While we were all lined up, Pages and Audience Coordinators with the show mingled with the crowd, asking us where we were from, how our vacations were going, and if we were excited to see the show. I had read ahead of time that they do this to identify excited, enthusiastic people to put in key areas of the theater, so of course I tried to be as bubbly as possible. Which wasn’t hard – we really were excited! And although we kept asking who was going to be in that day’s taping, everyone was very tight-lipped and claimed they “didn’t know.” I’m sure they are all told to say that in case something goes wrong with scheduling the guests, or maybe so that we will all be genuinely surprised at the big “reveal.”

Soon our line was ushered in small groups into the lobby of the theater, where we each showed our id’s and were given a Group Letter (we were “A”) and told a time to return to the theater for the actual taping. A general announcement was made that we were all welcome to visit The Three Monkeys Bar just around the corner from the theater, which Letterman actually rents out so the audience can have a place to get out of the rain or shine, get a drink, and use bathrooms before the show (note: there are NO bathrooms available at the theater. plan accordingly.).

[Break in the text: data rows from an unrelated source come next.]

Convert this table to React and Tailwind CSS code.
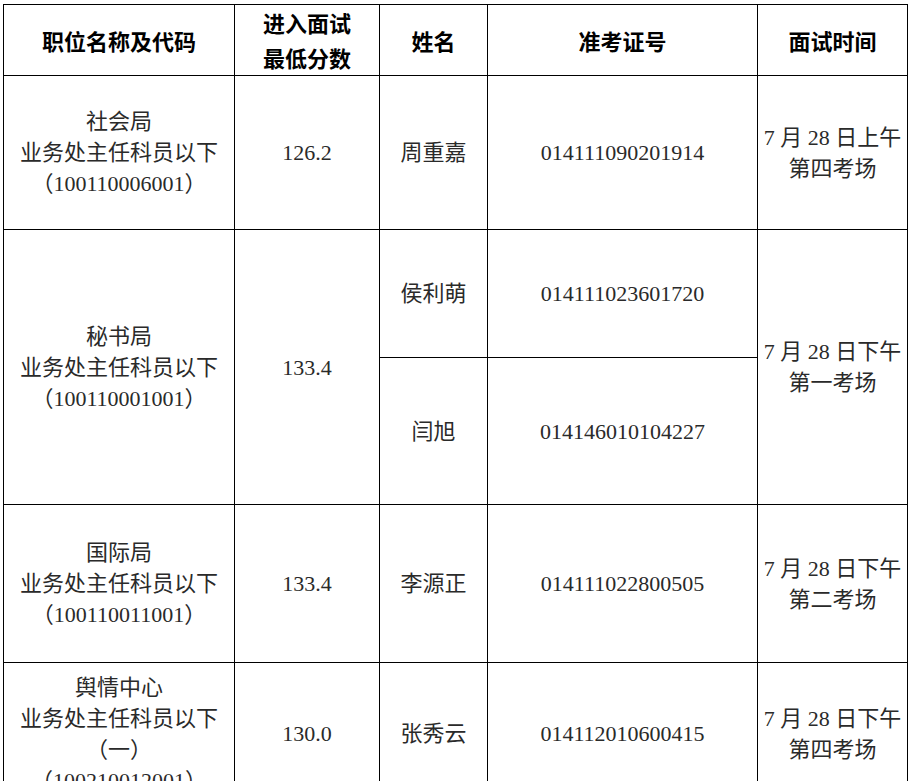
export default function App() {
  const body = "font-['Liberation_Serif','Noto_Sans_CJK_SC',serif] text-[22px] leading-[31px] text-[#2a2a2a]";
  const head = "font-['Noto_Sans_CJK_SC',sans-serif] font-bold text-[22px] leading-[35px] text-black";
  const cell = "border border-black text-center align-middle p-0";

  return (
    <div className="bg-white w-[914px] h-[781px] overflow-hidden pt-[4px] pl-[3px]">
      <table className={`table-fixed border-collapse w-[904px] ${body}`}>
        <colgroup>
          <col className="w-[231px]" />
          <col className="w-[145px]" />
          <col className="w-[108px]" />
          <col className="w-[270px]" />
          <col className="w-[150px]" />
        </colgroup>
        <thead>
          {/* 表头 */}
          <tr className="h-[69px]">
            <th className={`${cell} ${head}`}>职位名称及代码</th>
            <th className={`${cell} ${head}`}>
              进入面试
              <br />
              最低分数
            </th>
            <th className={`${cell} ${head}`}>姓名</th>
            <th className={`${cell} ${head}`}>准考证号</th>
            <th className={`${cell} ${head}`}>面试时间</th>
          </tr>
        </thead>
        <tbody>
          <tr className="h-[154px]">
            <td className={cell}>
              社会局
              <br />
              业务处主任科员以下
              <br />
              （100110006001）
            </td>
            <td className={cell}>126.2</td>
            <td className={cell}>周重嘉</td>
            <td className={cell}>014111090201914</td>
            <td className={cell}>
              7 月 28 日上午
              <br />
              第四考场
            </td>
          </tr>

          <tr className="h-[128px]">
            <td className={cell} rowSpan={2}>
              秘书局
              <br />
              业务处主任科员以下
              <br />
              （100110001001）
            </td>
            <td className={cell} rowSpan={2}>133.4</td>
            <td className={cell}>侯利萌</td>
            <td className={cell}>014111023601720</td>
            <td className={cell} rowSpan={2}>
              7 月 28 日下午
              <br />
              第一考场
            </td>
          </tr>
          <tr className="h-[147px]">
            <td className={cell}>闫旭</td>
            <td className={cell}>014146010104227</td>
          </tr>

          <tr className="h-[158px]">
            <td className={cell}>
              国际局
              <br />
              业务处主任科员以下
              <br />
              （100110011001）
            </td>
            <td className={cell}>133.4</td>
            <td className={cell}>李源正</td>
            <td className={cell}>014111022800505</td>
            <td className={cell}>
              7 月 28 日下午
              <br />
              第二考场
            </td>
          </tr>

          <tr className="h-[142px]">
            <td className={cell}>
              舆情中心
              <br />
              业务处主任科员以下
              <br />
              （一）
              <br />
              （100210012001）
            </td>
            <td className={cell}>130.0</td>
            <td className={cell}>张秀云</td>
            <td className={cell}>014112010600415</td>
            <td className={cell}>
              7 月 28 日下午
              <br />
              第四考场
            </td>
          </tr>
        </tbody>
      </table>
    </div>
  );
}
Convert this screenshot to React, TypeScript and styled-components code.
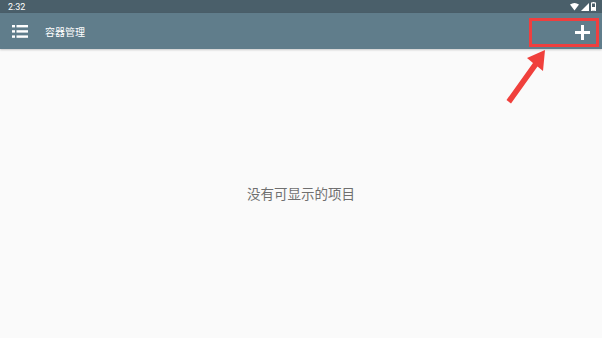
import React from 'react';
import styled, { createGlobalStyle } from 'styled-components';

const GlobalStyle = createGlobalStyle`
  html, body {
    margin: 0;
    padding: 0;
    background: #fafafa;
    font-family: Roboto, "Noto Sans CJK SC", sans-serif;
  }
`;

const Screen = styled.div`
  width: 602px;
  height: 338px;
  display: flex;
  flex-direction: column;
  position: relative;
  overflow: hidden;
  background: #fafafa;
`;

const StatusBar = styled.div`
  height: 13px;
  background: #4a5f6a;
  display: flex;
  align-items: center;
  justify-content: space-between;
  padding: 0 6px 0 8px;
  color: #ffffff;
  font-size: 9px;
`;

const StatusIcons = styled.div`
  display: flex;
  align-items: center;
  gap: 2px;
`;

const Toolbar = styled.div`
  height: 36px;
  background: #607d8b;
  display: flex;
  align-items: center;
  padding: 0 0 0 12px;
  box-shadow: 0 1px 2px rgba(0, 0, 0, 0.2);
`;

const Title = styled.div`
  margin-left: 17px;
  color: #ffffff;
  font-size: 10px;
  flex: 1;
`;

const AddButton = styled.div`
  width: 70px;
  height: 29px;
  margin-right: 3px;
  margin-top: 2px;
  border: 3px solid #ef3f3f;
  box-sizing: border-box;
  display: flex;
  align-items: center;
  justify-content: flex-end;
  padding-right: 6px;
`;

const Body = styled.div`
  flex: 1;
  display: flex;
  align-items: center;
  justify-content: center;
  padding-bottom: 2px;
`;

const EmptyText = styled.div`
  color: #6f6f6f;
  font-size: 13.5px;
  font-family: "Noto Sans CJK SC", sans-serif;
`;

const Arrow = styled.svg`
  position: absolute;
  left: 500px;
  top: 45px;
`;

export default function App() {
  return (
    <Screen>
      <GlobalStyle />
      <StatusBar>
        <span>2:32</span>
        <StatusIcons>
          <svg width="9" height="8" viewBox="0 0 9 8">
            <path d="M0 1.5 Q4.5 -1.5 9 1.5 L4.5 7.5 Z" fill="#fff" />
          </svg>
          <svg width="8" height="8" viewBox="0 0 8 8">
            <path d="M0 8 L8 0 L8 8 Z" fill="#fff" />
          </svg>
          <svg width="5" height="9" viewBox="0 0 5 9">
            <rect x="1.5" y="0" width="2" height="1" fill="#fff" />
            <rect x="0.5" y="1" width="4" height="8" fill="none" stroke="#fff" strokeWidth="1" />
            <rect x="1" y="5" width="3" height="3.5" fill="#fff" />
          </svg>
        </StatusIcons>
      </StatusBar>
      <Toolbar>
        <svg width="16" height="13" viewBox="0 0 16 13">
          <rect x="0" y="0" width="3" height="2.4" fill="#fff" />
          <rect x="0" y="5.2" width="3" height="2.4" fill="#fff" />
          <rect x="0" y="10.4" width="3" height="2.4" fill="#fff" />
          <rect x="4.5" y="0" width="11.5" height="2.4" fill="#fff" />
          <rect x="4.5" y="5.2" width="11.5" height="2.4" fill="#fff" />
          <rect x="4.5" y="10.4" width="11.5" height="2.4" fill="#fff" />
        </svg>
        <Title>容器管理</Title>
        <AddButton>
          <svg width="15" height="15" viewBox="0 0 15 15">
            <rect x="6" y="0" width="3" height="15" fill="#fff" />
            <rect x="0" y="6" width="15" height="3" fill="#fff" />
          </svg>
        </AddButton>
      </Toolbar>
      <Body>
        <EmptyText>没有可显示的项目</EmptyText>
      </Body>
      <Arrow width="60" height="62" viewBox="0 0 60 62">
        <path
          d="M45 5 L43 26 L37.5 21.5 L11 58.5 L6.5 55 L33 18 L27 13 Z"
          fill="#f0403c"
        />
      </Arrow>
    </Screen>
  );
}
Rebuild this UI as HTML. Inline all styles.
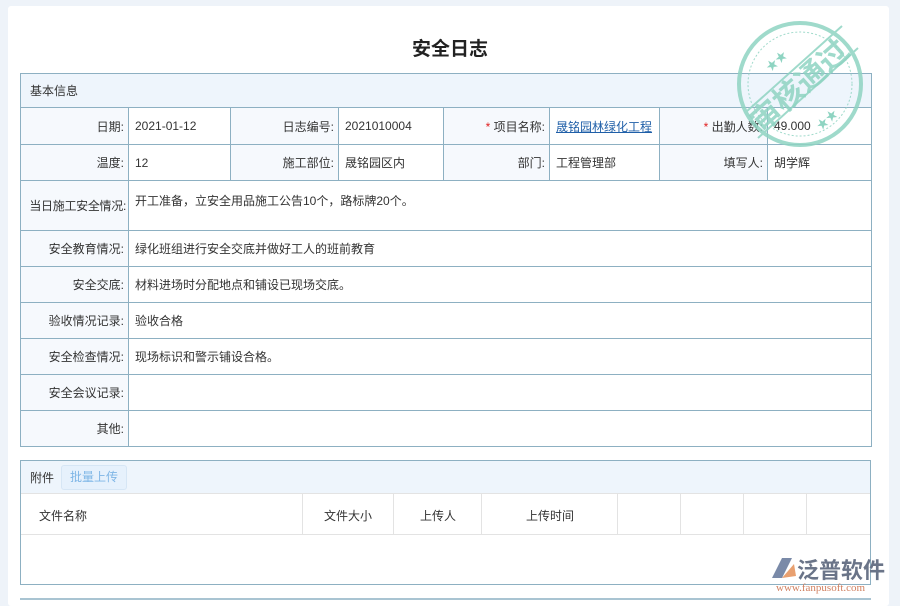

The Three Monkeys Bar was packed when we got there, but the bathrooms were appreciated. There was definitely a party atmosphere, as practically everyone there was with ┬áthe Letterman group (even the Pages came with us), and were excited to see the show. We didn’t order a drink, but judging by others who were gratefully imbibing, the place makes a killing on the afternoons when Letterman tapes.

Pre-Show Waiting {and Waiting…}

We got back to the theater at our appointed time, only to begin what ended up being a somewhat annoying, uncomfortable hour of just standing in the lobby – shoulder to shoulder, in snaking, Disney-like roped lines, breathing warm, stuffy air – while the Pages told us the “rules” about 800 times before we could enter the theater. After the fun and excitement of getting ready for the show, that hour was excruciating. My feet were killing me as we stood there, and I felt very discouraged. It also didn’t help that we were given strict instructions to not scream, yell, whoop, or holler during the show, but to simply laugh-and-clap, laugh-and-clap, laugh-and-clap. The Pages were mildly charming, but the general attitude of the crowd definitely deteriorated during that time.

Finally – finally! – we were ushered into the theater and to our seats. It’s true what they say – the theater is very cold – but after the heat of the lobby, I welcomed the chill. We were seated in the third row from the stage, directly behind the band. We still had a clear shot to the center of the stage, though, and had monitors directly in front of us to catch any action we missed.

Ready for Prime Time

The warm-up comedian was funny enough, and again we practiced our no-whooping, laugh-and-clap techniques as an audience. Soon, Letterman himself came out, and I was surprised to see how much taller and thinner he seems in person. He had just gotten back from a 2-week hiatus from the show, and seemed happy to be there. Paul Shaffer and the band are not really my favorite (never have been), but they are all very talented, and we got to watch them closely as we sat behind them.

We were finally told who would be at the taping, and we were ecstatic: Steve Martin, Edie Brickell, and Jenna Fischer. AWESOME!!! And not only were Martin and Brickell interviewed, but they sang a song from their new CD as well.

The opening monologue was not uproariously funny, but was entertaining, as were the little video spots they interwove into Letterman’s bit. Steve Martin was absolutely charming, Edie Brickell was soft-spoken, and although it was a dream to see them both, I have to say that at times our audience was a little too dedicated to the laugh-and-clap mantra we had been taught (meaning, we laughed-and-clapped at pretty much EVERYthing, which wasn’t always appropriate). I loved seeing Jenna Fischer, and although her time was very brief, she had a few sweet stories to share.

Steve Martin and Edie Brickell on Late Show with David Letterman
Jenna Fischer on Late Show with David Letterman

We’re on TV!

Finally, during one sweep of the audience later in the show, you can see us on the very edge of the screen! My husband was wearing a vibrant blue sweater, so he served as the “landmark” when trying to spot us. I’ve got my hands raised while I’m clapping (my compensation for not being able to “whoop”), and you can just barely see us. Does that mean we’re famous?! (not likely)

in the audience at the taping of Late Show with David Letterman
closer in the audience at the taping of Late Show with David Letterman

All-in-all, we really enjoyed our day at a taping of Late Show with David Letterman, and would definitely do it again!